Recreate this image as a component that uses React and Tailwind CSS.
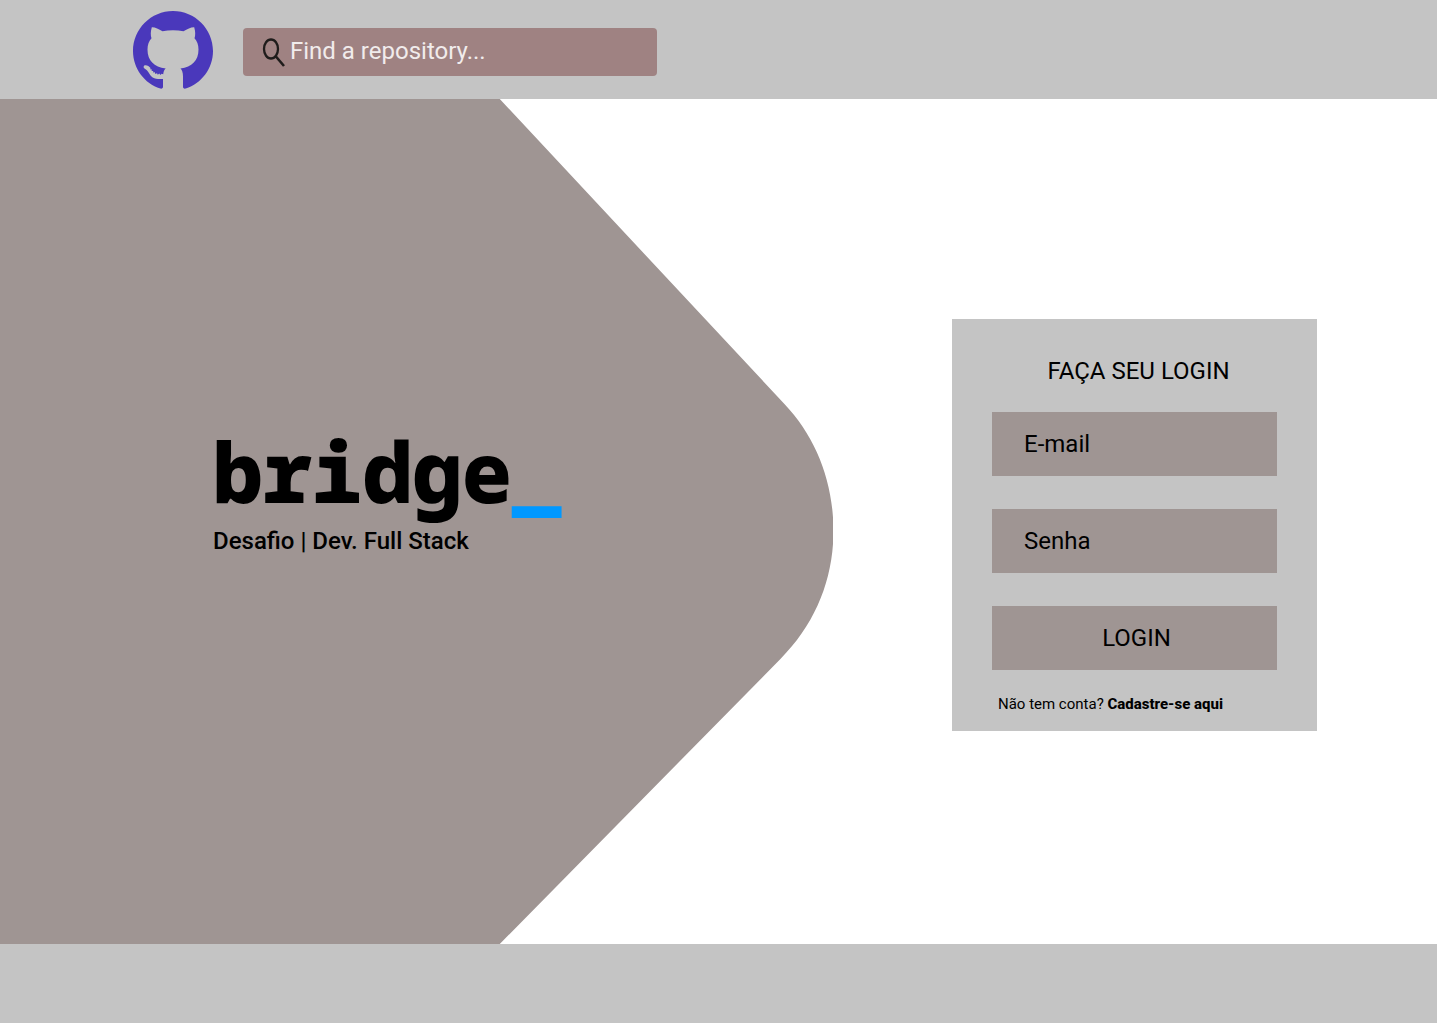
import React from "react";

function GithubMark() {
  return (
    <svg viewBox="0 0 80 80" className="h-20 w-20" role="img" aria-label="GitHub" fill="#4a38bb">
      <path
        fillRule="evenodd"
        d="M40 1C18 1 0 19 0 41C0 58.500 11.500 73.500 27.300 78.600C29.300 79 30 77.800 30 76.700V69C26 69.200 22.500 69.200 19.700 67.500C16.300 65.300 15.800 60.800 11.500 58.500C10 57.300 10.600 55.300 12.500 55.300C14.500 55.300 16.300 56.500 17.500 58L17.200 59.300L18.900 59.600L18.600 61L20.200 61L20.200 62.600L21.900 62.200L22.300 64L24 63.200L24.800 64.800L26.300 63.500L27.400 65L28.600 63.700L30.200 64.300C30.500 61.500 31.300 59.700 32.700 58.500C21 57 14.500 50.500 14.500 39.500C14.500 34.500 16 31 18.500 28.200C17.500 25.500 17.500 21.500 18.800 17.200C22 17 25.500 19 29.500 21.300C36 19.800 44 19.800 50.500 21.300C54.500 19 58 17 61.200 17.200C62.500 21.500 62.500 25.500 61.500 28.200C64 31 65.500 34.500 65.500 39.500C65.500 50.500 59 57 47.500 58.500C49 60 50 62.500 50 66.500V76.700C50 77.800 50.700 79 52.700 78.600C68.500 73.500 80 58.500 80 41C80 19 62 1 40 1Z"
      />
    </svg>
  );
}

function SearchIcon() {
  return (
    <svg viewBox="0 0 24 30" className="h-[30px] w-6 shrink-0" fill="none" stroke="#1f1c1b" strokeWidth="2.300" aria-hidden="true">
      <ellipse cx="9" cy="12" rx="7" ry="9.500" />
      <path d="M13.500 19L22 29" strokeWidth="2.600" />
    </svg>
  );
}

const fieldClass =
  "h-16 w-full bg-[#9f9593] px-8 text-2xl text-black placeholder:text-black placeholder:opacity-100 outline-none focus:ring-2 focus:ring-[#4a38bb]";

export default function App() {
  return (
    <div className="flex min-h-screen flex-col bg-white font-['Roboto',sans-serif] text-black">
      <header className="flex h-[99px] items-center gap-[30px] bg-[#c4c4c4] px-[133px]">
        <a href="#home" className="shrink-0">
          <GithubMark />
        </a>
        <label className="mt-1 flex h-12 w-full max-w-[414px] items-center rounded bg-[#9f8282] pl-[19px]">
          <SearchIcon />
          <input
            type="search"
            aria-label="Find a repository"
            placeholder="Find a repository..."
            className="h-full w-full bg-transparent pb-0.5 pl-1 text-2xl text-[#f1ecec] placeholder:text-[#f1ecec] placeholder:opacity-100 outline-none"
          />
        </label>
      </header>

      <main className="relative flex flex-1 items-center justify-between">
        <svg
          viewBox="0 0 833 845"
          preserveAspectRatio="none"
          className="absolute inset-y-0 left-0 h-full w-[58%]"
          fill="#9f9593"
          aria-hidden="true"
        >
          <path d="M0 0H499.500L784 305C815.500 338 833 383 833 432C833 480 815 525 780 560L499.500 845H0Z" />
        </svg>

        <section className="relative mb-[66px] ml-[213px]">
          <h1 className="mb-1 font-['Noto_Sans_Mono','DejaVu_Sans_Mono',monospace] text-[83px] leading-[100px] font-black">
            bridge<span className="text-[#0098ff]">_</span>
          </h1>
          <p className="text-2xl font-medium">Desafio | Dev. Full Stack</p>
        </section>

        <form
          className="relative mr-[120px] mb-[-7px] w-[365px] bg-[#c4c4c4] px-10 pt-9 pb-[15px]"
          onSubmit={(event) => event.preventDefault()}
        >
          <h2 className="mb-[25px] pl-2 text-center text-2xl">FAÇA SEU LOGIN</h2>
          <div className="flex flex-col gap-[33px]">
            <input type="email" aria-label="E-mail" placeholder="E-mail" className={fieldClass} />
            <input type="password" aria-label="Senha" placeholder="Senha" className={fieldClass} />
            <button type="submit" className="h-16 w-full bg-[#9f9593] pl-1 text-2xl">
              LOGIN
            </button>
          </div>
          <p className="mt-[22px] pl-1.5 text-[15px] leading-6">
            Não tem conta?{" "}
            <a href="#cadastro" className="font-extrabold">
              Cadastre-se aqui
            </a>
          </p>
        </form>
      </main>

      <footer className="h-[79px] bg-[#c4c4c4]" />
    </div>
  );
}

════════

Your instructions ▸ Only lines with "React" are wanted here; list each of them.

Task output ▸
Recreate this image as a component that uses React and Tailwind CSS.
import React from "react";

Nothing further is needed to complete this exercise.